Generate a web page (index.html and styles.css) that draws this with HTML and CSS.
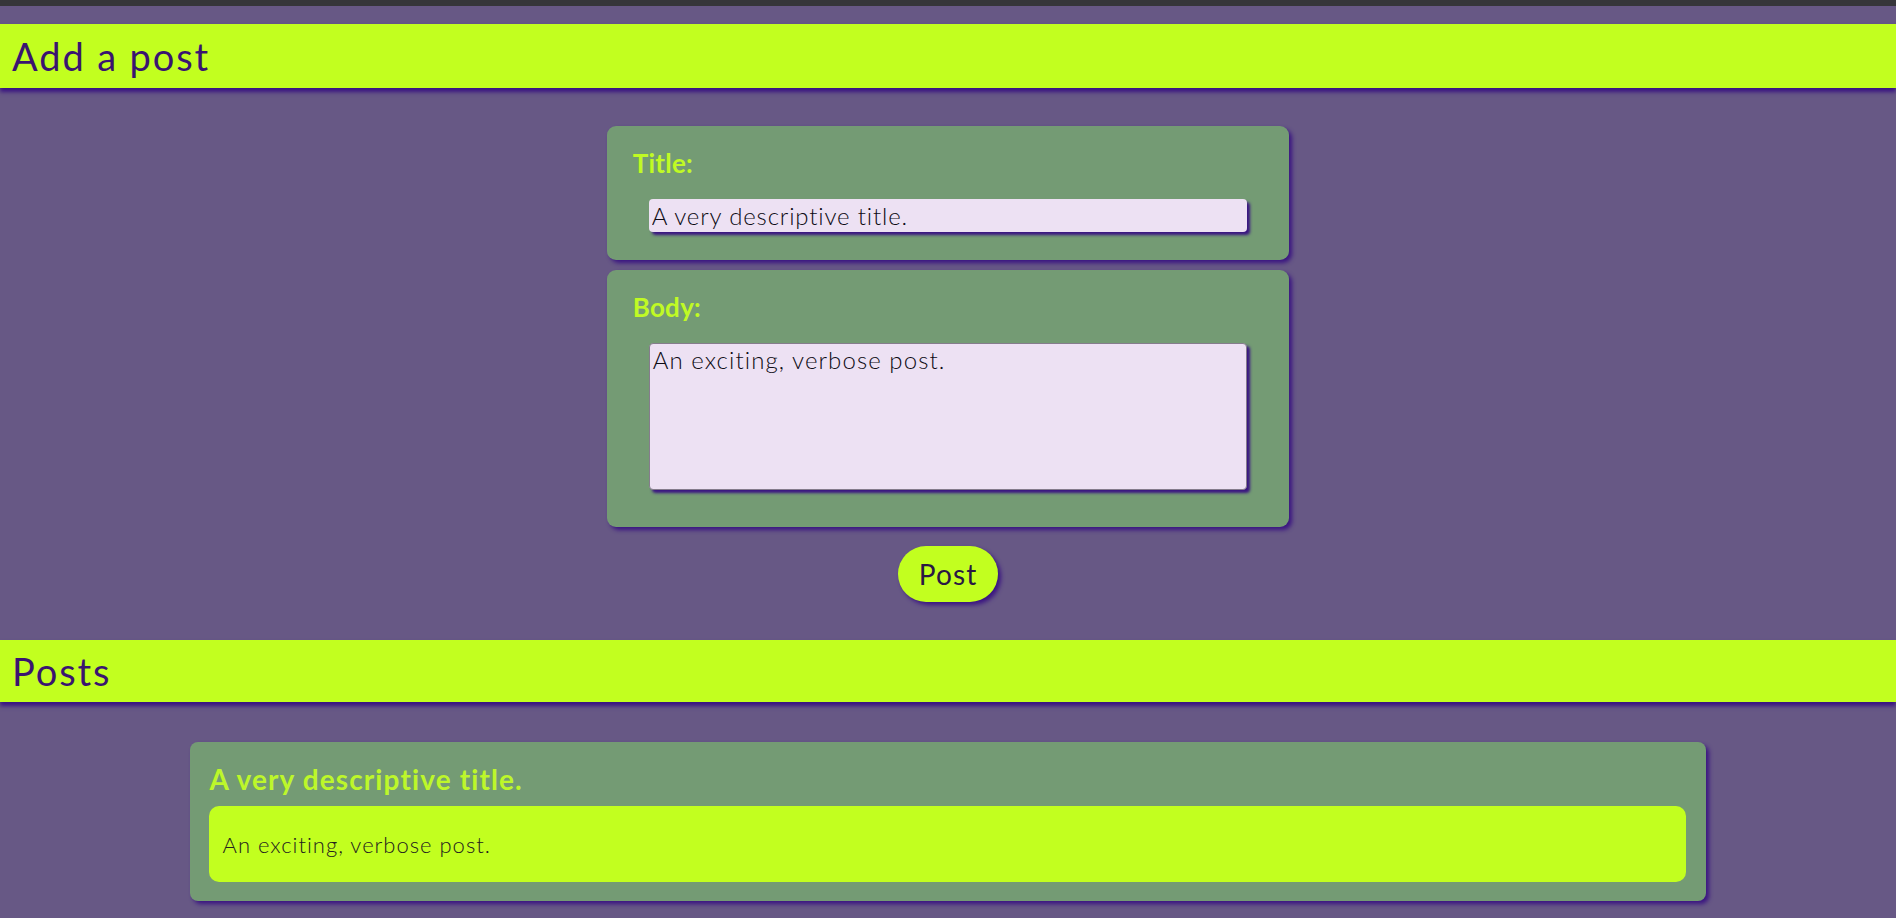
FILE: index.html
```html
<!DOCTYPE html>
<html lang="en">
<head>
<meta charset="utf-8">
<title>Posts</title>
<link rel="stylesheet" href="styles.css">
</head>
<body>
<div class="topbar"></div>
<header class="bar"><h1 class="bar-title">Add a post</h1></header>
<form class="new-post">
  <div class="field field-title">
    <label class="field-label" for="title">Title:</label>
    <input class="field-input" id="title" type="text" value="A very descriptive title.">
  </div>
  <div class="field field-body">
    <label class="field-label" for="body">Body:</label>
    <textarea class="field-textarea" id="body">An exciting, verbose post.</textarea>
  </div>
  <button class="post-btn" type="button">Post</button>
</form>
<header class="bar bar-posts"><h1 class="bar-title">Posts</h1></header>
<section class="posts">
  <article class="post">
    <h2 class="post-title">A very descriptive title.</h2>
    <div class="post-body">An exciting, verbose post.</div>
  </article>
</section>
</body>
</html>
```
FILE: styles.css
```css
* { box-sizing: border-box; }
html, body { margin: 0; padding: 0; }
body {
  background: #675885;
  font-family: "Lato", "Noto Sans", sans-serif;
  color: #1e1a26;
  min-height: 918px;
}
.topbar {
  height: 6px;
  background: #36363a;
}
.bar {
  margin-top: 18px;
  height: 64px;
  background: #c2ff1f;
  box-shadow: 0 4px 4px #3a1482;
  display: flex;
  align-items: center;
  padding-left: 12px;
  position: relative;
}
.bar-posts { height: 62px; margin-top: 0; }
.bar-title {
  margin: 0;
  font-size: 38px;
  font-weight: 400;
  letter-spacing: 0.05em;
  color: #3a1470;
  line-height: 1;
}
.new-post {
  display: flex;
  flex-direction: column;
  align-items: center;
  padding: 38px 0 38px;
  gap: 10px;
}
.field {
  width: 36%;
  background: #749b74;
  border-radius: 9px;
  box-shadow: 3px 3px 4px #3a1482;
  display: flex;
  flex-direction: column;
  padding: 21px 0 28px;
}
.field-body { padding-bottom: 37px; }
.field-label {
  display: block;
  padding-left: 26px;
  font-size: 26px;
  font-weight: 700;
  line-height: 32px;
  color: #c0fa24;
  margin-bottom: 20px;
  letter-spacing: 0.01em;
}
.field-input, .field-textarea {
  align-self: center;
  width: calc(100% - 84px);
  background: #ede1f3;
  font-family: "Lato", "Noto Sans", sans-serif;
  font-weight: 300;
  font-size: 24px;
  color: #0e0b14;
  box-shadow: 3px 3px 3px #3a1482;
  border-radius: 4px;
  outline: none;
}
.field-input {
  height: 33px;
  border: none;
  padding: 0 3px;
  line-height: 33px;
  letter-spacing: 0.035em;
}
.field-textarea {
  height: 147px;
  border: 1px solid #857c8c;
  padding: 2px 3px;
  line-height: 1.2;
  resize: none;
  letter-spacing: 0.045em;
}
.post-btn {
  margin-top: 9px;
  height: 56px;
  padding: 0 21px;
  border: none;
  border-radius: 28px;
  background: #c2ff1f;
  box-shadow: 3px 3px 4px #3a1482;
  font-family: "Lato", "Noto Sans", sans-serif;
  font-size: 28px;
  font-weight: 400;
  letter-spacing: 0.04em;
  color: #2a1844;
}
.posts {
  padding: 40px 0 16px;
}
.post {
  width: 80%;
  margin: 0 auto;
  background: #749b74;
  border-radius: 8px;
  box-shadow: 3px 3px 4px #3a1482;
  padding: 20px 20px 19px 19px;
}
.post-title {
  margin: 0 0 10px;
  padding-left: 1px;
  font-size: 28px;
  font-weight: 700;
  line-height: 34px;
  color: #bdf72a;
  letter-spacing: 0.04em;
}
.post-body {
  height: 76px;
  background: #c2ff1f;
  border-radius: 10px;
  display: flex;
  align-items: center;
  padding-left: 14px;
  font-size: 22px;
  font-weight: 300;
  color: #24221e;
  letter-spacing: 0.045em;
}
```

::::::::

## EXERCISE:
Print the full listing exactly, dropping the pictures.

## EXERCISE RESULT:
Generate a web page (index.html and styles.css) that draws this with HTML and CSS.
FILE: index.html
```html
<!DOCTYPE html>
<html lang="en">
<head>
<meta charset="utf-8">
<title>Posts</title>
<link rel="stylesheet" href="styles.css">
</head>
<body>
<div class="topbar"></div>
<header class="bar"><h1 class="bar-title">Add a post</h1></header>
<form class="new-post">
  <div class="field field-title">
    <label class="field-label" for="title">Title:</label>
    <input class="field-input" id="title" type="text" value="A very descriptive title.">
  </div>
  <div class="field field-body">
    <label class="field-label" for="body">Body:</label>
    <textarea class="field-textarea" id="body">An exciting, verbose post.</textarea>
  </div>
  <button class="post-btn" type="button">Post</button>
</form>
<header class="bar bar-posts"><h1 class="bar-title">Posts</h1></header>
<section class="posts">
  <article class="post">
    <h2 class="post-title">A very descriptive title.</h2>
    <div class="post-body">An exciting, verbose post.</div>
  </article>
</section>
</body>
</html>
```
FILE: styles.css
```css
* { box-sizing: border-box; }
html, body { margin: 0; padding: 0; }
body {
  background: #675885;
  font-family: "Lato", "Noto Sans", sans-serif;
  color: #1e1a26;
  min-height: 918px;
}
.topbar {
  height: 6px;
  background: #36363a;
}
.bar {
  margin-top: 18px;
  height: 64px;
  background: #c2ff1f;
  box-shadow: 0 4px 4px #3a1482;
  display: flex;
  align-items: center;
  padding-left: 12px;
  position: relative;
}
.bar-posts { height: 62px; margin-top: 0; }
.bar-title {
  margin: 0;
  font-size: 38px;
  font-weight: 400;
  letter-spacing: 0.05em;
  color: #3a1470;
  line-height: 1;
}
.new-post {
  display: flex;
  flex-direction: column;
  align-items: center;
  padding: 38px 0 38px;
  gap: 10px;
}
.field {
  width: 36%;
  background: #749b74;
  border-radius: 9px;
  box-shadow: 3px 3px 4px #3a1482;
  display: flex;
  flex-direction: column;
  padding: 21px 0 28px;
}
.field-body { padding-bottom: 37px; }
.field-label {
  display: block;
  padding-left: 26px;
  font-size: 26px;
  font-weight: 700;
  line-height: 32px;
  color: #c0fa24;
  margin-bottom: 20px;
  letter-spacing: 0.01em;
}
.field-input, .field-textarea {
  align-self: center;
  width: calc(100% - 84px);
  background: #ede1f3;
  font-family: "Lato", "Noto Sans", sans-serif;
  font-weight: 300;
  font-size: 24px;
  color: #0e0b14;
  box-shadow: 3px 3px 3px #3a1482;
  border-radius: 4px;
  outline: none;
}
.field-input {
  height: 33px;
  border: none;
  padding: 0 3px;
  line-height: 33px;
  letter-spacing: 0.035em;
}
.field-textarea {
  height: 147px;
  border: 1px solid #857c8c;
  padding: 2px 3px;
  line-height: 1.2;
  resize: none;
  letter-spacing: 0.045em;
}
.post-btn {
  margin-top: 9px;
  height: 56px;
  padding: 0 21px;
  border: none;
  border-radius: 28px;
  background: #c2ff1f;
  box-shadow: 3px 3px 4px #3a1482;
  font-family: "Lato", "Noto Sans", sans-serif;
  font-size: 28px;
  font-weight: 400;
  letter-spacing: 0.04em;
  color: #2a1844;
}
.posts {
  padding: 40px 0 16px;
}
.post {
  width: 80%;
  margin: 0 auto;
  background: #749b74;
  border-radius: 8px;
  box-shadow: 3px 3px 4px #3a1482;
  padding: 20px 20px 19px 19px;
}
.post-title {
  margin: 0 0 10px;
  padding-left: 1px;
  font-size: 28px;
  font-weight: 700;
  line-height: 34px;
  color: #bdf72a;
  letter-spacing: 0.04em;
}
.post-body {
  height: 76px;
  background: #c2ff1f;
  border-radius: 10px;
  display: flex;
  align-items: center;
  padding-left: 14px;
  font-size: 22px;
  font-weight: 300;
  color: #24221e;
  letter-spacing: 0.045em;
}
```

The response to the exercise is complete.